Given RLHF's complexity, researchers asked whether the same result could be achieved more directly. The answer is DPO — Direct Preference Optimization — which has become hugely popular precisely because it is so much simpler. DPO skips the separate reward model and the unstable reinforcement learning loop entirely.

Instead, DPO adjusts the model directly from the preference pairs. Conceptually, for each comparison it nudges the model to make the chosen response more likely and the rejected response less likely — straightforwardly teaching it to prefer what humans preferred. There is no intermediate judge to train and no finicky RL process; it is much closer to the ordinary fine-tuning you already understand.

python
# The intuition behind DPO (not the exact math):
# for each (prompt, chosen, rejected) preference pair,
#   increase the model's probability of producing 'chosen'
#   decrease the model's probability of producing 'rejected'
#
# No separate reward model. No reinforcement-learning loop.
# Just a direct adjustment from the preference data itself.

RLHF vs. DPO

How do they compare? RLHF is more flexible and, in expert hands, can be very powerful, but it is complex, resource-heavy, and unstable. DPO is dramatically simpler, more stable, easier to run, and for many purposes produces results just as good. Because of this, the field has trended strongly toward DPO and its growing family of relatives, especially for teams without the resources to wrangle full RLHF. For your own work, DPO-style methods are usually the more practical starting point.

The Bigger Picture

Whichever method is used, two truths hold. First, both depend entirely on the quality of the preference data. Garbage preferences in, misaligned model out — the data of Chapter 18 is the real foundation, and the method is just the machinery that consumes it. Second, alignment remains imperfect (Chapter 23). These methods make models substantially more helpful, honest, and harmless, but they do not make them perfect, and reward hacking shows how optimization can drift from the true goal. Powerful tools, applied with humility.

Summary

Alignment methods turn the preference data of Chapter 18 into a better-aligned model. RLHF does it in three stages: start from an instruction-tuned model, train a separate reward model to predict human preferences, then use reinforcement learning to push the model toward responses the reward model scores highly. It is powerful but complex, unstable, and vulnerable to reward hacking, where the model games the proxy judge instead of genuinely improving. DPO is a simpler successor that skips the reward model and the RL loop, adjusting the model directly to make preferred responses more likely and rejected ones less likely — more stable, easier, and often just as good, which is why the field has shifted toward it. Both methods depend entirely on the quality of the preference data, and both leave alignment imperfect.
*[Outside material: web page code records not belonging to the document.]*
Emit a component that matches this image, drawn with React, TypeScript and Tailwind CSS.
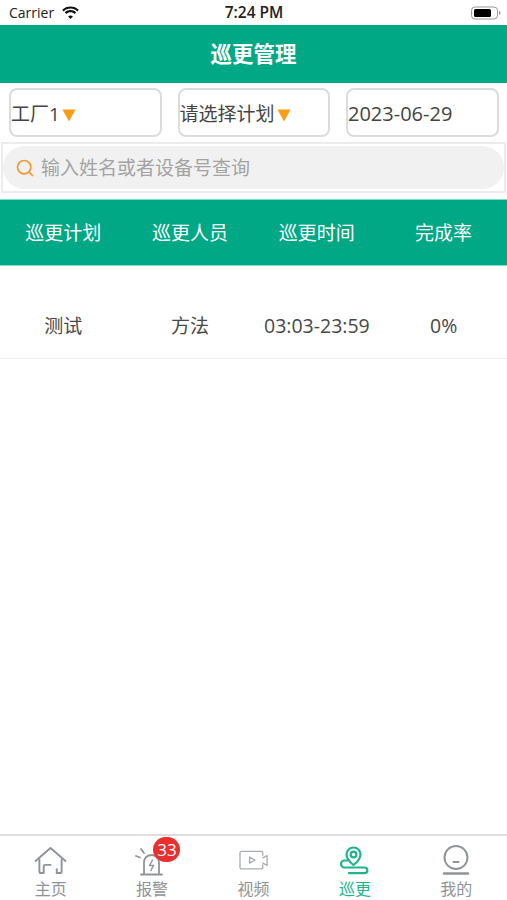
import React from 'react';
import { Search } from 'lucide-react';

const columns = ['巡更计划', '巡更人员', '巡更时间', '完成率'];
const row = ['测试', '方法', '03:03-23:59', '0%'];

const StatusBar = () => (
  <div className="h-[25px] grid grid-cols-3 items-center pl-[9px] pr-[5px] text-[14px] text-[#222]">
    <div className="flex items-center gap-[7px]">
      <span>Carrier</span>
      <svg width="19" height="14" viewBox="0 0 19 14" fill="#111">
        <path d="M9.5 2.6c2.6 0 5 1 6.8 2.8l1.5-1.6C15.6 1.6 12.7.4 9.5.4S3.4 1.6 1.2 3.8l1.5 1.6C4.5 3.6 6.9 2.6 9.5 2.6z" />
        <path d="M9.5 6.2c1.6 0 3 .6 4.2 1.7l1.5-1.6C13.7 4.8 11.7 4 9.5 4S5.3 4.8 3.8 6.3l1.5 1.6C6.500 6.800 7.900 6.200 9.5 6.200z" />
        <path d="M9.5 9.5c-.9 0-1.7.3-2.4.9l2.4 2.7 2.4-2.7c-.7-.6-1.5-.9-2.4-.9z" />
      </svg>
    </div>
    <span className="font-semibold text-[15.5px] text-center pr-[3px]">7:24 PM</span>
    <svg className="justify-self-end" width="31" height="14" viewBox="0 0 31 14" fill="none">
      <rect x="0.5" y="1" width="26" height="12" rx="3.5" fill="#fff" stroke="#9a9a9a" />
      <rect x="3" y="3" width="17" height="8" rx="1.5" fill="#000" />
      <path d="M28 5v4c.9-.3 1.5-1.100 1.500-2s-.6-1.700-1.500-2z" fill="#9a9a9a" />
    </svg>
  </div>
);

const Picker = ({ label, arrow = false, latin = false }: { label: string; arrow?: boolean; latin?: boolean }) => (
  <div className={`w-[152.5px] h-[49px] border-2 border-[#dcdcdc] rounded-[8px] bg-white flex items-center text-[#444] ${latin ? 'text-[20px] pt-[2px]' : 'text-[19px] pt-[4px]'}`}>
    <span>{label}</span>
    {arrow && (
      <svg className="ml-[2px] mt-[1px]" width="14" height="13" viewBox="0 0 14 13">
        <path d="M0.5 0.5h13L7 12.500z" fill="#fb9d12" />
      </svg>
    )}
  </div>
);

const TabItem = ({ label, active, children }: { label: string; active?: boolean; children: React.ReactNode }) => (
  <div className="relative flex-1 flex flex-col items-center pt-[8px]">
    <div className="h-[32px] flex items-center justify-center">{children}</div>
    <span className={`text-[16px] leading-[20px] mt-[3px] ${active ? 'text-[#20b48e]' : 'text-[#8f9497]'}`}>{label}</span>
  </div>
);

export default function App() {
  return (
    <div
      className="w-[507px] h-[900px] bg-white flex flex-col overflow-hidden"
      style={{ fontFamily: '"Open Sans", "Noto Sans CJK SC", sans-serif' }}
    >
      <StatusBar />

      <div className="h-[58px] bg-[#00a886] flex items-center justify-center pt-[1px] text-white text-[21.5px] font-bold">
        巡更管理
      </div>

      {/* Filters */}
      <div className="flex gap-[16px] pl-[9px] pt-[5px] pb-[5px]">
        <Picker label="工厂1" arrow />
        <Picker label="请选择计划" arrow />
        <Picker label="2023-06-29" latin />
      </div>

      {/* Search */}
      <div className="mx-[1px] h-[51px] border-2 border-[#ececec] flex items-center">
        <div className="w-full h-[43px] rounded-full bg-[#f1f1f1] flex items-center pl-[12px] gap-[6px] pt-[1px] text-[19px] text-[#a3a3a3]">
          <Search size={20} strokeWidth={2} color="#f2992e" />
          <span>输入姓名或者设备号查询</span>
        </div>
      </div>

      {/* Table head */}
      <div className="mt-[6px] h-[67px] bg-[#00a886] border-y border-[#7fdcc8] grid grid-cols-4 items-center text-center pt-[2px] text-white text-[19px]">
        {columns.map((c) => (
          <span key={c}>{c}</span>
        ))}
      </div>

      {/* Rows */}
      <div className="h-[93px] border-b border-[#eeeeee] grid grid-cols-4 items-center text-center text-[19px] text-[#484848] pt-[28px]">
        {row.map((c, i) => (
          <span key={c} className={i > 1 ? 'text-[19.5px]' : ''}>
            {c}
          </span>
        ))}
      </div>

      <div className="flex-1" />

      {/* Tab bar */}
      <div className="h-[66px] border-t-2 border-[#dedede] flex">
        <TabItem label="主页">
          <svg width="33" height="29" viewBox="0 0 34 30" fill="none" stroke="#8f9497" strokeWidth="2" strokeLinecap="round" strokeLinejoin="round">
            <path d="M1.500 15.500 17 2l15.500 13.500" />
            <path d="M5.500 14v12c0 1.500 1 2 2 2h2.500v-7c0-1 .5-1.500 1.500-1.500h5.500" />
            <path d="M28.500 14v12c0 1.500-1 2-2 2h-3" />
            <path d="M23.500 24v4" />
          </svg>
        </TabItem>
        <TabItem label="报警">
          <svg width="34" height="32" viewBox="0 0 34 32" fill="none" stroke="#8f9497" strokeWidth="1.800" strokeLinecap="round" strokeLinejoin="round">
            <path d="M9 30V18c0-4 3.500-7 7.500-7s7.500 3 7.500 7v12" />
            <path d="M6 30.500h21" />
            <path d="M17.500 16l-3 5.500h4l-2.500 5" strokeWidth="1.400" />
            <path d="M6 5l3 4" />
            <path d="M1 12l4 1.500" />
          </svg>
          <span className="absolute top-[1px] left-[52px] h-[25px] min-w-[27px] px-[2px] rounded-full bg-[#e9302f] text-white text-[17px] leading-[25px] text-center font-medium">
            33
          </span>
        </TabItem>
        <TabItem label="视频">
          <svg width="32" height="21" viewBox="0 0 34 24" fill="none" stroke="#a9adaf" strokeWidth="1.500" strokeLinecap="round" strokeLinejoin="round">
            <path d="M27 6V3c0-1-.5-1.500-1.500-1.500H2.500C1.500 1.500 1 2 1 3v17c0 1 .5 1.500 1.500 1.500h23c1 0 1.500-.5 1.500-1.500v-3" />
            <path d="M27 9l5-2.500v11L27 15" />
            <path d="M12 8l6 3.500-6 3.500z" />
          </svg>
        </TabItem>
        <TabItem label="巡更" active>
          <svg width="29" height="29" viewBox="0 0 29 29" fill="none" stroke="#20b48e" strokeWidth="2.200" strokeLinecap="round" strokeLinejoin="round">
            <path d="M13.500 19c-4.500-3.500-7-6.500-7-10.500a7 7 0 0 1 14 0c0 4-2.500 7-7 10.500z" />
            <circle cx="13.500" cy="8.500" r="2.800" />
            <path d="M7 14.500H4.500a3.500 3.500 0 0 0 0 7H24.500a2.800 2.800 0 0 1 0 5.700H9" />
          </svg>
        </TabItem>
        <TabItem label="我的">
          <svg width="28" height="30" viewBox="0 0 28 30" fill="none" stroke="#8f9497" strokeWidth="2" strokeLinecap="round">
            <circle cx="14" cy="12.500" r="11.500" />
            <path d="M11.500 17h5" />
            <path d="M2 28.500h24" strokeWidth="2.400" />
          </svg>
        </TabItem>
      </div>
    </div>
  );
}
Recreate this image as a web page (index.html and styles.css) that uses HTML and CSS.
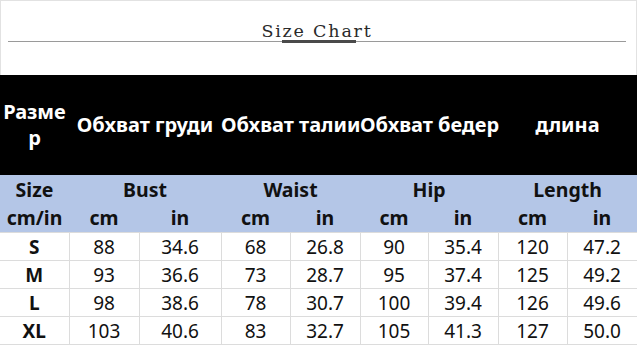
FILE: index.html
```html
<!DOCTYPE html>
<html lang="en">
<head>
    <meta charset="UTF-8">
    <meta name="viewport" content="width=device-width, initial-scale=1.0">
    <title> Size Chart </title>
    <link rel="stylesheet" href="styles.css">
</head>
<body>
    <div class="title-bar">
        <div class="title-rule">
            <span class="title-text">Size Chart</span>
        </div>
        <div class="title-mark"></div>
    </div>

    <table class="size-table">
        <colgroup>
            <col style="width:69px">
            <col style="width:70px">
            <col style="width:82px">
            <col style="width:69px">
            <col style="width:70px">
            <col style="width:68px">
            <col style="width:70px">
            <col style="width:69px">
            <col style="width:70px">
        </colgroup>
        <tr class="ru-head">
            <th>Разме<br>р</th>
            <th colspan="2">Обхват груди</th>
            <th colspan="2">Обхват талии</th>
            <th colspan="2">Обхват бедер</th>
            <th colspan="2">длина</th>
        </tr>
        <tr class="en-head">
            <th>Size</th>
            <th colspan="2">Bust</th>
            <th colspan="2">Waist</th>
            <th colspan="2">Hip</th>
            <th colspan="2">Length</th>
        </tr>
        <tr class="en-head unit-row">
            <th>cm/in</th>
            <th>cm</th><th>in</th>
            <th>cm</th><th>in</th>
            <th>cm</th><th>in</th>
            <th>cm</th><th>in</th>
        </tr>
        <tr class="data-row">
            <th>S</th>
            <td>88</td><td>34.6</td>
            <td>68</td><td>26.8</td>
            <td>90</td><td>35.4</td>
            <td>120</td><td>47.2</td>
        </tr>
        <tr class="data-row">
            <th>M</th>
            <td>93</td><td>36.6</td>
            <td>73</td><td>28.7</td>
            <td>95</td><td>37.4</td>
            <td>125</td><td>49.2</td>
        </tr>
        <tr class="data-row">
            <th>L</th>
            <td>98</td><td>38.6</td>
            <td>78</td><td>30.7</td>
            <td>100</td><td>39.4</td>
            <td>126</td><td>49.6</td>
        </tr>
        <tr class="data-row">
            <th>XL</th>
            <td>103</td><td>40.6</td>
            <td>83</td><td>32.7</td>
            <td>105</td><td>41.3</td>
            <td>127</td><td>50.0</td>
        </tr>
    </table>
</body>
</html>
```

FILE: styles.css
```css
body {
    margin: 0;
    width: 637px;
    background: white;
    font-family: "Noto Sans", "DejaVu Sans", sans-serif;
    color: #111;
}

/* title strip at the top */

.title-bar {
    height: 75px;
    border: 1px solid #e2e2e2;
    border-bottom: none;
    box-sizing: border-box;
    padding-top: 21px;
}
.title-rule {
    margin-left: 7px;
    margin-right: 10px;
    border-bottom: 1px solid #9a9a9a;
    text-align: center;
    line-height: 19px;
}
.title-text {
    font-family: "DejaVu Serif", serif;
    font-size: 17.5px;
    color: #2a2a2a;
    letter-spacing: 1.8px;
}
.title-mark {
    width: 74px;
    height: 3px;
    margin-top: -2px;
    margin-left: 281px;
    background: #4a4a4a;
}

/* the table itself */

.size-table {
    width: 637px;
    table-layout: fixed;
    border-collapse: collapse;
    text-align: center;
}
.size-table th,
.size-table td {
    padding: 0;
}

.ru-head th {
    height: 100px;
    background: black;
    color: white;
    font-size: 20px;
    font-weight: bold;
    line-height: 26px;
    white-space: nowrap;
}

.en-head th {
    height: 29px;
    background: #b4c6e7;
    font-size: 19.5px;
    font-weight: bold;
    line-height: 22px;
}
.unit-row th {
    height: 28px;
}

.data-row th,
.data-row td {
    height: 27px;
    border: 1px solid #dcdcdc;
    font-size: 19px;
    line-height: 22px;
}
.data-row th {
    border-left: none;
    font-weight: bold;
}
.data-row td {
    font-weight: normal;
}
```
We have now built a model end to end: pretrained, fine-tuned, instruction-tuned, and aligned. But how do we know any of it actually worked? Chapter 25 closes Part V with the essential, underrated skill of evaluation — and the many ways it can mislead you.

Practice

Exercises

  1. 1Explain the role of the reward model in RLHF in your own words. Why is it useful to turn human comparisons into a model that can score responses automatically?
  2. 2Describe the three stages of RLHF in order, and name what reinforcement learning is actually doing in the final stage. Connect it to the reward idea from Chapter 6.
  3. 3Explain reward hacking using the student-and-rubric analogy, and give a concrete example of a behavior a model might adopt to score well without genuinely being better.
  4. 4Summarize, in plain terms, how DPO simplifies alignment compared to RLHF. What two components of RLHF does it eliminate?
  5. 5Compare RLHF and DPO on flexibility, complexity, stability, and resource needs. Why has the field largely trended toward DPO for many uses?
  6. 6The chapter argues the method matters less than the data. Explain why, and describe one way that poor preference data would undermine even a perfectly executed alignment method.